Data section.
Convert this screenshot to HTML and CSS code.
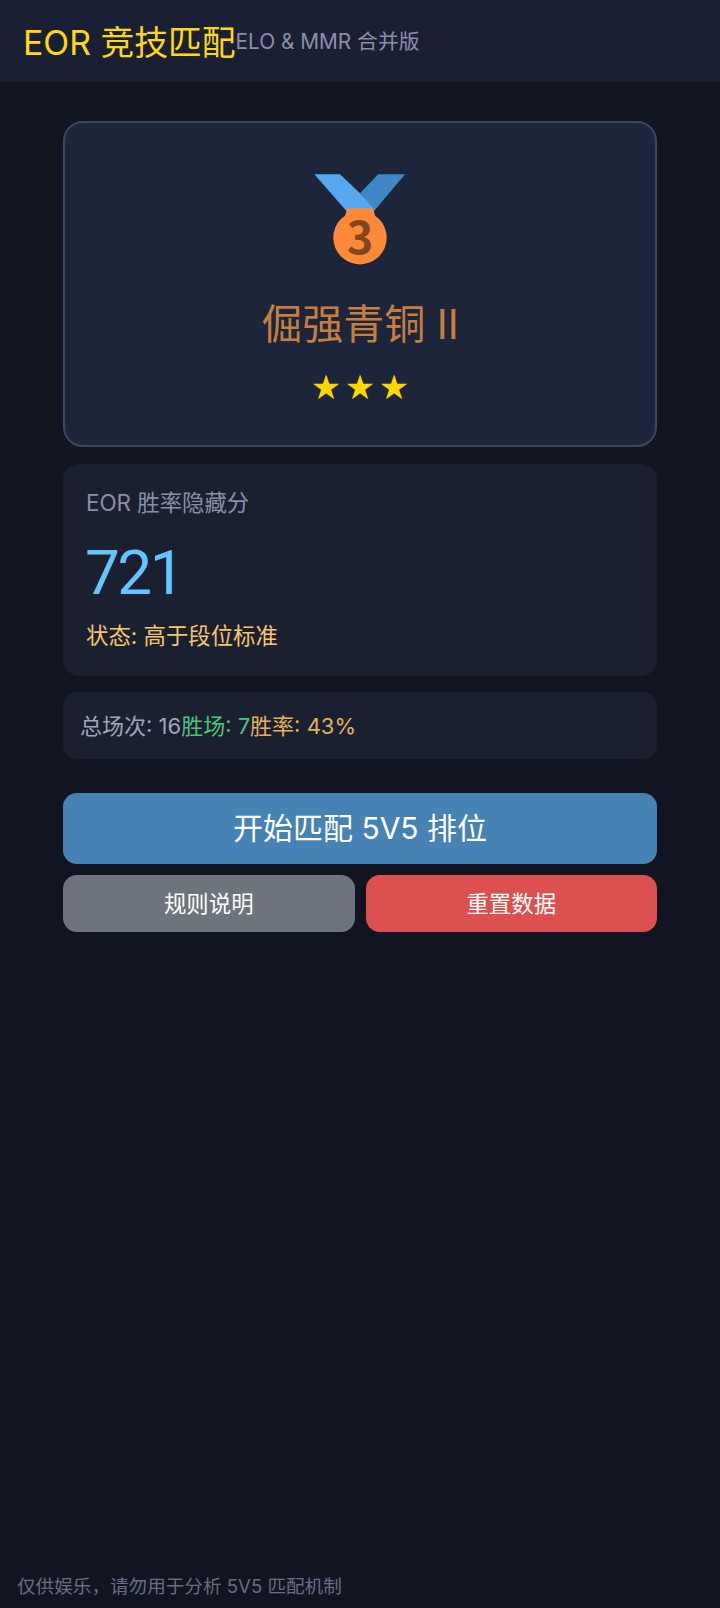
FILE: index.html
```html
<!DOCTYPE html>
<html lang="zh-CN">

<head>
  <meta charset="UTF-8">
  <meta name="viewport" content="width=device-width, initial-scale=1.0">
  <title>EOR 竞技匹配</title>
  <link rel="stylesheet" href="styles.css">
</head>

<body>
  <header class="top-bar">
    <h1 class="top-title">EOR 竞技匹配</h1>
    <span class="top-sub">ELO &amp; MMR 合并版</span>
  </header>

  <main class="main-col">
    <section class="rank-card">
      <svg class="rank-medal" viewBox="0 0 90 90" aria-hidden="true">
        <polygon points="63.3,0.3 90,0.3 58.3,38 45,19.3" fill="#3f87c4" />
        <polygon points="-0.7,0.3 25,0.3 45,19.3 58.3,34.3 58.3,38 32.3,38" fill="#55a8ee" />
        <polygon points="32.3,34.3 58.3,34.3 60,42 30,42" fill="#fd8a39" />
        <circle cx="45" cy="63.7" r="26.7" fill="#fd8a39" />
        <text class="rank-medal-num" x="45" y="79.5" text-anchor="middle">3</text>
      </svg>
      <div class="rank-name">倔强青铜 II</div>
      <div class="rank-stars">★★★</div>
    </section>

    <section class="mmr-card">
      <div class="mmr-label">EOR 胜率隐藏分</div>
      <div class="mmr-value">721</div>
      <div class="mmr-state">状态: 高于段位标准</div>
    </section>

    <section class="stat-row">
      <span class="stat-total">总场次: 16</span>
      <span class="stat-win">胜场: 7</span>
      <span class="stat-rate">胜率: 43%</span>
    </section>

    <div class="btn-group">
      <button class="btn btn-start">开始匹配 5V5 排位</button>
      <div class="btn-row">
        <button class="btn btn-rules">规则说明</button>
        <button class="btn btn-reset">重置数据</button>
      </div>
    </div>
  </main>

  <footer class="page-foot">仅供娱乐，请勿用于分析 5V5 匹配机制</footer>
</body>

</html>
```

FILE: styles.css
```css
* {
  box-sizing: border-box;
}

html,
body {
  height: 100%;
}

body {
  margin: 0;
  display: flex;
  flex-direction: column;
  background-color: #111521;
  font-family: 'Inter', 'Noto Sans CJK SC', sans-serif;
}

.top-bar {
  display: flex;
  align-items: center;
  height: 82px;
  padding: 0 23px 2px;
  background-color: #1a1f33;
}

.top-title {
  margin: 0;
  color: #ffd90f;
  font-size: 33.8px;
  font-weight: 400;
}

.top-sub {
  color: #8a8fa8;
  font-size: 20.8px;
}

.main-col {
  flex: 1;
  width: 594px;
  margin: 0 auto;
  padding-top: 39px;
}

.rank-card {
  display: flex;
  flex-direction: column;
  align-items: center;
  height: 326px;
  padding-top: 51px;
  border: 2px solid #3b4764;
  border-radius: 20px;
  background-color: #1d253b;
}

.rank-medal {
  width: 90px;
  height: 90px;
  overflow: visible;
}

.rank-medal-num {
  fill: #84461a;
  font-family: 'Noto Sans CJK SC', sans-serif;
  font-size: 45px;
  font-weight: 700;
}

.rank-name {
  margin-top: 31px;
  color: #c47f3e;
  font-size: 41px;
  line-height: 58px;
}

.rank-stars {
  margin-top: 14px;
  padding-left: 3.5px;
  color: #ffd700;
  font-size: 34px;
  letter-spacing: 3.5px;
  line-height: 40px;
  font-family: 'DejaVu Sans', sans-serif;
}

.mmr-card {
  height: 212px;
  margin-top: 17px;
  padding: 21px 23px;
  border-radius: 16px;
  background-color: #1a2030;
}

.mmr-label {
  color: #8a8fa8;
  font-size: 22.4px;
  line-height: 36px;
}

.mmr-value {
  margin-top: 12px;
  margin-left: -1px;
  color: #63c5ff;
  font-family: 'Roboto', sans-serif;
  font-size: 62px;
  letter-spacing: -2.5px;
  line-height: 80px;
}

.mmr-state {
  margin-top: 5px;
  color: #f6c667;
  font-size: 22.4px;
  line-height: 36px;
}

.stat-row {
  display: flex;
  align-items: center;
  height: 67px;
  margin-top: 16px;
  padding: 0 17px 3px;
  border-radius: 14px;
  background-color: #1a2030;
  font-size: 22px;
}

.stat-total {
  color: #a0a6bc;
}

.stat-win {
  color: #4fc27d;
}

.stat-rate {
  color: #e0b25c;
}

.btn-group {
  display: flex;
  flex-direction: column;
  gap: 11px;
  margin-top: 34px;
}

.btn-row {
  display: flex;
  gap: 11px;
}

.btn {
  border: 0;
  border-radius: 14px;
  color: #fff;
  font-family: inherit;
}

.btn-start {
  height: 71px;
  padding-bottom: 7px;
  background-color: #4682b4;
  font-size: 30px;
}

.btn-rules,
.btn-reset {
  flex: 1;
  height: 57px;
  padding-bottom: 5px;
  font-size: 22.4px;
}

.btn-rules {
  background-color: #6c757d;
}

.btn-reset {
  background-color: #dd5050;
}

.page-foot {
  height: 42px;
  padding: 5px 17px 0;
  color: #676d85;
  font-size: 18.6px;
  line-height: 30px;
}
```
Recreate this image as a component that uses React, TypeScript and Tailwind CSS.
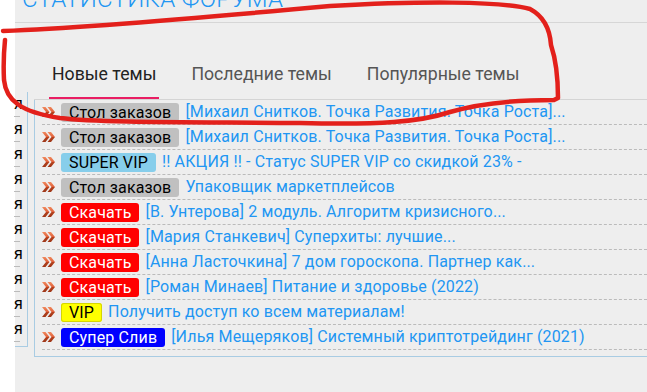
import React from "react";

type Topic = { tag: string; tagClass: string; title: string };

const topics: Topic[] = [
  { tag: "Стол заказов", tagClass: "bg-[#c0c0c0] text-black", title: "[Михаил Снитков. Точка Развития. Точка Роста]..." },
  { tag: "Стол заказов", tagClass: "bg-[#c0c0c0] text-black", title: "[Михаил Снитков. Точка Развития. Точка Роста]..." },
  { tag: "SUPER VIP", tagClass: "bg-[#87ceeb] text-black", title: "!! АКЦИЯ !! - Статус SUPER VIP со скидкой 23% -" },
  { tag: "Стол заказов", tagClass: "bg-[#c0c0c0] text-black", title: "Упаковщик маркетплейсов" },
  { tag: "Скачать", tagClass: "bg-[#ff0000] text-white", title: "[В. Унтерова] 2 модуль. Алгоритм кризисного..." },
  { tag: "Скачать", tagClass: "bg-[#ff0000] text-white", title: "[Мария Станкевич] Суперхиты: лучшие..." },
  { tag: "Скачать", tagClass: "bg-[#ff0000] text-white", title: "[Анна Ласточкина] 7 дом гороскопа. Партнер как..." },
  { tag: "Скачать", tagClass: "bg-[#ff0000] text-white", title: "[Роман Минаев] Питание и здоровье (2022)" },
  { tag: "VIP", tagClass: "bg-[#ffff00] text-black ring-1 ring-inset ring-[#d6d600]", title: "Получить доступ ко всем материалам!" },
  { tag: "Супер Слив", tagClass: "bg-[#0000ff] text-white", title: "[Илья Мещеряков] Системный криптотрейдинг (2021)" },
];

function Chevrons() {
  return (
    <svg width="13" height="10" viewBox="0 0 13 10" className="shrink-0">
      <defs>
        <linearGradient id="chev" x1="0" y1="0" x2="0" y2="1">
          <stop offset="0" stopColor="#f08a5e" />
          <stop offset="0.5" stopColor="#e0603a" />
          <stop offset="0.51" stopColor="#b8431f" />
          <stop offset="1" stopColor="#9c3516" />
        </linearGradient>
      </defs>
      <path d="M0 0h3.5l4 5-4 5H0l4-5z M5.5 0H9l4 5-4 5H5.5l4-5z" fill="url(#chev)" />
    </svg>
  );
}

export default function App() {
  return (
    <div className="relative flex h-[392px] w-[647px] overflow-hidden bg-white font-['Roboto',sans-serif]">
      <div className="w-[15px] shrink-0 bg-white" />
      <div className="flex-1 bg-[#eeeeee]">
        {/* header */}
        <div className="h-[23px] overflow-hidden border-b border-[#d6d6d6] pl-[7px]">
          <div className="-mt-[15px] text-[24px] font-light leading-[28px] tracking-[0.3px] text-[#2196f3]">
            СТАТИСТИКА ФОРУМА
          </div>
        </div>

        <div className="flex">
          {/* left cut-off panel */}
          <div className="mt-[69px] h-[255px] w-[13px] shrink-0 border-r border-b border-[#a9cce3] pb-[4px]">
            {topics.map((_, i) => (
              <div key={i} className="h-[25px] text-[16px] leading-[25px] text-black">
                <div className="-ml-[1px] w-[6px] border-b border-dashed border-[#bbbbbb] leading-[24px]">я</div>
              </div>
            ))}
          </div>

          <div className="ml-[6px] flex-1">
            {/* tabs */}
            <div className="flex h-[77px] items-end gap-[29px] border-b border-[#d4d4d4] pl-[15px]">
              <div className="border-b-2 border-[#e91e63] px-[3px] pb-[12px] text-[17.7px] leading-[21px] text-[#222222]">
                Новые темы
              </div>
              <div className="border-b-2 border-transparent px-[3px] pb-[12px] text-[17.7px] leading-[21px] text-[#555555]">
                Последние темы
              </div>
              <div className="border-b-2 border-transparent px-[3px] pb-[12px] text-[17.7px] leading-[21px] text-[#555555]">
                Популярные темы
              </div>
            </div>

            {/* topics */}
            <div className="border-l border-b border-[#a9cce3] pb-[6px] pl-[7px]">
              {topics.map((t, i) => (
                <div
                  key={i}
                  className="flex h-[25px] items-center gap-[6px] whitespace-nowrap border-b border-dashed border-[#bbbbbb] text-[16px] tracking-[0.15px]"
                >
                  <Chevrons />
                  <span className={`rounded-[3px] px-[8px] leading-[19px] ${t.tagClass}`}>{t.tag}</span>
                  <span className="text-[#2196f3]">{t.title}</span>
                </div>
              ))}
            </div>
          </div>
        </div>
      </div>

      {/* hand-drawn annotation */}
      <svg className="pointer-events-none absolute inset-0" width="647" height="392" viewBox="0 0 647 392">
        <path
          d="M3 31 C80 28 200 18 330 6 C420 1 500 1 530 9 C545 17 550 30 551 45 C556 60 558 80 558 98 L554 100 C520 100 480 103 450 112 C420 122 380 125 300 123 C200 122 100 123 60 118 C20 112 6 100 4 80 C3 60 4 50 5 40"
          fill="none"
          stroke="#e3201b"
          strokeWidth="4.5"
          strokeLinecap="round"
          strokeLinejoin="round"
        />
      </svg>
    </div>
  );
}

Written exercise. Leave the pictures out and copy exactly the lines from the one with "Recreate this image" through the one with "string; tagClass: string;", nothing more.

Solved problem.
Recreate this image as a component that uses React, TypeScript and Tailwind CSS.
import React from "react";

type Topic = { tag: string; tagClass: string; title: string };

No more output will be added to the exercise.